**SOURCE DATA**
******

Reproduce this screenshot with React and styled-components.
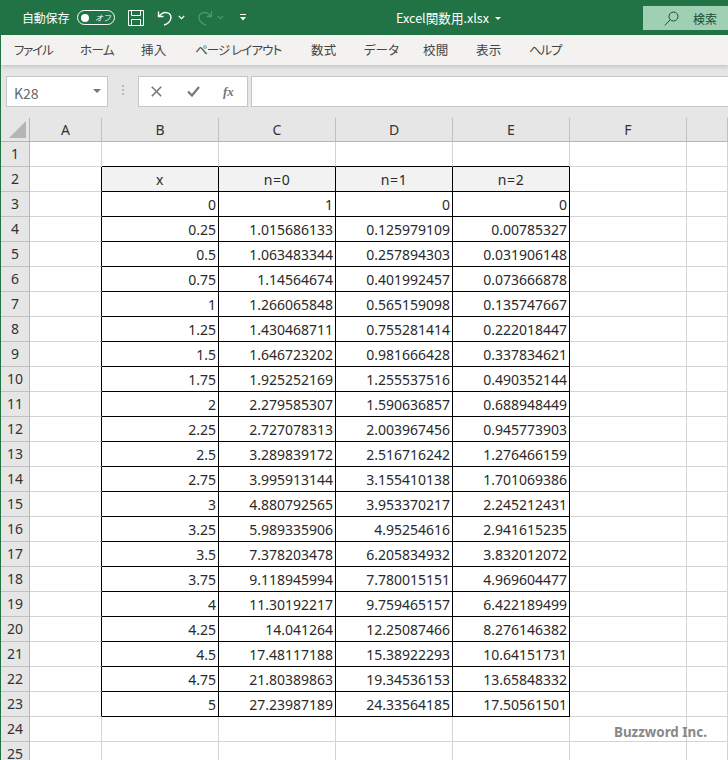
import React from "react";
import styled, { createGlobalStyle } from "styled-components";

const Global = createGlobalStyle`
  html, body { margin: 0; padding: 0; background: #fff; overflow: hidden; }
  body { font-family: "Noto Sans CJK JP", "Noto Sans", sans-serif; }
`;
const Page = styled.div`
  position: relative; width: 728px; height: 760px; overflow: hidden;
  border-left: 1px solid #217346; box-sizing: border-box; background: #e6e6e6;
`;
const TitleBar = styled.div`
  height: 35px; margin-left: -1px; background: #217346; color: #fff; display: flex; align-items: center;
  padding-left: 22px; font-size: 12px; position: relative;
`;
const AutoSave = styled.span`font-size: 12px; letter-spacing: -.2px; width: 49px; white-space: nowrap;`;
const Toggle = styled.span`
  width: 38px; height: 15px; border: 1px solid #fff; border-radius: 8px; margin-left: 6px; display: flex; align-items: center; box-sizing: border-box;
  padding-left: 3px; gap: 6px; font-size: 8px; font-style: italic; line-height: 1; white-space: nowrap;
  &::before { content: ""; width: 8px; height: 8px; border-radius: 50%; background: #fff; flex: none; }
`;
const QuickIcons = styled.div`display: flex; align-items: center; margin-left: 13px;`;
const Spacer = styled.span`width: ${p => p.$w}px; flex: none;`;
const FileName = styled.div`
  position: absolute; left: 396px; top: 9px; font-size: 12.6px; line-height: 17px; white-space: nowrap; display: flex; align-items: center; gap: 6px;
`;
const SearchBox = styled.div`
  position: absolute; left: 643px; top: 6px; width: 85px; height: 24px; background: #a0d0b3; color: #214a33;
  display: flex; align-items: center; font-size: 12px; padding-left: 21px; gap: 14px; box-sizing: border-box;
`;
const MenuBar = styled.div`
  height: 30px; background: #f3f2f1; font-size: 12.5px; color: #444; box-shadow: 0 2px 4px rgba(0,0,0,.14);
  position: relative; font-feature-settings: "palt";
`;
const MenuItem = styled.span`position: absolute; left: ${p => p.$x}px; top: 6px; line-height: 18px; white-space: nowrap; letter-spacing: ${p => p.$sp}px;`;
const FormulaRow = styled.div`
  height: 53px; display: flex; align-items: flex-start; padding: 11px 0 0 5px; box-sizing: border-box;
`;
const NameBox = styled.div`
  width: 102px; height: 31px; border: 1px solid #c6c6c6; background: #fff; box-sizing: border-box; display: flex; align-items: center; justify-content: space-between;
  padding: 3px 6px 0 7px; color: #666; font-size: 14px;
`;
const Caret = styled.span`width: 0; height: 0; border: 4px solid transparent; border-top: 4px solid #777; border-bottom: 0; margin-top: -4px;`;
const SmallCaret = styled(Caret)`border-width: 3px 3px 0; border-top-color: #fff; margin-top: 1px;`;
const Dots = styled.div`width: 30px; flex: none; display: flex; flex-direction: column; align-items: center; gap: 2px; padding-top: 9px;
  span { width: 2px; height: 2px; background: #bbb; }`;
const FormulaBtns = styled.div`
  width: 110px; height: 31px; flex: none; border: 1px solid #c6c6c6; background: #fff; box-sizing: border-box; display: flex; align-items: center; padding-left: 12px; color: #777;
`;
const CheckWrap = styled.span`display: flex; margin-left: 25px;`;
const Fx = styled.span`font-family: "Liberation Serif", serif; font-style: italic; font-size: 13px; font-weight: 700; margin-left: 23px; color: #777;`;
const FormulaInput = styled.div`flex: 1; height: 31px; margin-left: 3px; border: 1px solid #c6c6c6; border-right: 0; background: #fff; box-sizing: border-box;`;
const Sheet = styled.div`
  display: grid; height: 642px;
  grid-template-columns: 29px 72px 117px 117px 117px 117px 117px 41px;
  grid-template-rows: 24px repeat(25, 25px);
  background: #fff; font-size: 14px;
`;
const Corner = styled.div`
  background: #e6e6e6; border-right: 1px solid #b5b5b5; border-bottom: 1px solid #b5b5b5; box-sizing: border-box; position: relative;
  &::after { content: ""; position: absolute; right: 3px; bottom: 3px; border-style: solid; border-width: 0 0 17px 17px; border-color: transparent transparent #b5b5b5 transparent; }
`;
const ColHead = styled.div`
  background: #e6e6e6; border-right: 1px solid #c0c0c0; border-bottom: 1px solid #b5b5b5; box-sizing: border-box; color: #333;
  display: flex; align-items: center; justify-content: center; font-size: 14px; font-family: "Noto Sans", sans-serif;
`;
const RowHead = styled.div`
  background: #e6e6e6; border-right: 1px solid #b5b5b5; border-bottom: 1px solid #c0c0c0; box-sizing: border-box; color: #333; padding-bottom: 2px;
  display: flex; align-items: center; justify-content: center; font-size: 14px; font-family: "Noto Sans", sans-serif;
`;
const Cell = styled.div`
  box-sizing: border-box; border-right: 1px solid ${p => p.$r ? "#000" : "#d4d4d4"}; border-bottom: 1px solid ${p => p.$b ? "#000" : "#d4d4d4"};
  background: ${p => p.$head ? "#f2f2f2" : "#fff"}; color: #2a2a2a; display: flex; align-items: center;
  justify-content: ${p => p.$head ? "center" : "flex-end"}; letter-spacing: ${p => p.$head ? ".6px" : "0"};
  padding: 0 2px; font-family: "Noto Sans", sans-serif; white-space: nowrap; overflow: hidden;
`;
const Watermark = styled.div`
  position: absolute; left: 613px; top: 723px; color: #888; font: 700 13.4px/18px "Noto Sans", sans-serif; white-space: nowrap;
`;

const Save = () => <svg width="16" height="16" viewBox="0 0 16 16" fill="none" stroke="#fff" strokeWidth="1"><path d="M.5.5h15v15H.5zM3.5.5v5h9v-5M3.5 15.5v-6h9v6"/></svg>;
const Undo = () => <svg width="16" height="16" viewBox="0 0 16 16" fill="none" stroke="#fff" strokeWidth="1.4"><path d="M1.5 1.5v5h5M1.5 6.5 5 3.5c3-2 9-1 9 4 0 4-4 7-7 7.5"/></svg>;
const Redo = () => <svg width="16" height="16" viewBox="0 0 16 16" fill="none" stroke="#4b9a6c" strokeWidth="1.3"><path d="M14.5 1.5v5h-5M14.5 6.5 11 3.5c-3-2-9-1-9 4 0 4 4 7 7 7.5"/></svg>;
const Chev = ({ c = "#fff" }) => <svg width="7" height="5" viewBox="0 0 7 5" fill="none" stroke={c} strokeWidth="1.2"><path d="M.8 1 3.5 3.6 6.2 1"/></svg>;
const More = () => <svg width="6" height="7" viewBox="0 0 6 7" fill="#fff"><path d="M0 0h6v1H0zM0 3h6L3 6.5z"/></svg>;
const Mag = () => <svg width="15" height="15" viewBox="0 0 15 15" fill="none" stroke="#214a33" strokeWidth="1"><circle cx="9.5" cy="5.5" r="4.5"/><path d="M6 9 .8 14.4"/></svg>;
const X = () => <svg width="11" height="11" viewBox="0 0 11 11" fill="none" stroke="#777" strokeWidth="1.6"><path d="M.8.8l9.4 9.4M10.2.8.8 10.2"/></svg>;
const Check = () => <svg width="13" height="11" viewBox="0 0 13 11" fill="none" stroke="#777" strokeWidth="2.2"><path d="M1 5.5 5 9.5 12 1"/></svg>;

const menu = [["ファイル",14,-1.2],["ホーム",80,-.6],["挿入",141,.3],["ページ レイアウト",195,-.9],["数式",311,.3],["データ",364,0],["校閲",423,.3],["表示",476,.3],["ヘルプ",529,-1.2]];
const cols = ["A","B","C","D","E","F",""];
const data = [
["0","1","0","0"],["0.25","1.015686133","0.125979109","0.00785327"],["0.5","1.063483344","0.257894303","0.031906148"],
["0.75","1.14564674","0.401992457","0.073666878"],["1","1.266065848","0.565159098","0.135747667"],["1.25","1.430468711","0.755281414","0.222018447"],
["1.5","1.646723202","0.981666428","0.337834621"],["1.75","1.925252169","1.255537516","0.490352144"],["2","2.279585307","1.590636857","0.688948449"],
["2.25","2.727078313","2.003967456","0.945773903"],["2.5","3.289839172","2.516716242","1.276466159"],["2.75","3.995913144","3.155410138","1.701069386"],
["3","4.880792565","3.953370217","2.245212431"],["3.25","5.989335906","4.95254616","2.941615235"],["3.5","7.378203478","6.205834932","3.832012072"],
["3.75","9.118945994","7.780015151","4.969604477"],["4","11.30192217","9.759465157","6.422189499"],["4.25","14.041264","12.25087466","8.276146382"],
["4.5","17.48117188","15.38922293","10.64151731"],["4.75","21.80389863","19.34536153","13.65848332"],["5","27.23987189","24.33564185","17.50561501"]];

const rows = Array.from({ length: 25 }, (_, i) => i + 1);
const cellContent = (row, c) => {
  if (c < 1 || c > 4) return "";
  if (row === 2) return ["x","n=0","n=1","n=2"][c - 1];
  if (row >= 3 && row <= 23) return data[row - 3][c - 1];
  return "";
};
const inTable = (row) => row >= 2 && row <= 23;

export default function App() {
  return (
    <Page>
      <Global />
      <TitleBar>
        <AutoSave>自動保存</AutoSave>
        <Toggle>オフ</Toggle>
        <QuickIcons>
          <Save />
          <Spacer $w={13} />
          <Undo />
          <Spacer $w={5} />
          <Chev />
          <Spacer $w={12} />
          <Redo />
          <Spacer $w={4} />
          <Chev c="#4b9a6c" />
          <Spacer $w={16} />
          <More />
        </QuickIcons>
        <FileName>Excel関数用.xlsx <SmallCaret /></FileName>
        <SearchBox><Mag />検索</SearchBox>
      </TitleBar>
      <MenuBar>
        {menu.map(([t, x, sp]) => <MenuItem key={t} $x={x - 1} $sp={sp}>{t}</MenuItem>)}
      </MenuBar>
      <FormulaRow>
        <NameBox>K28<Caret /></NameBox>
        <Dots><span /><span /><span /></Dots>
        <FormulaBtns><X /><CheckWrap><Check /></CheckWrap><Fx>fx</Fx></FormulaBtns>
        <FormulaInput />
      </FormulaRow>
      <Sheet>
        <Corner />
        {cols.map((c, i) => <ColHead key={i}>{c}</ColHead>)}
        {rows.map(r => (
          <React.Fragment key={r}>
            <RowHead>{r}</RowHead>
            {cols.map((c, col) => {
              const right = inTable(r) && col <= 4;
              const bottom = r <= 23 && col >= 1 && col <= 4;
              return <Cell key={col} $r={right} $b={bottom} $head={r === 2 && col >= 1 && col <= 4}>{cellContent(r, col)}</Cell>;
            })}
          </React.Fragment>
        ))}
      </Sheet>
      <Watermark>Buzzword Inc.</Watermark>
    </Page>
  );
}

******

**TASK**
Look above for every line with the word "components" and copy it.

**RESULT OF THE EXERCISE**
Reproduce this screenshot with React and styled-components.
import styled, { createGlobalStyle } from "styled-components";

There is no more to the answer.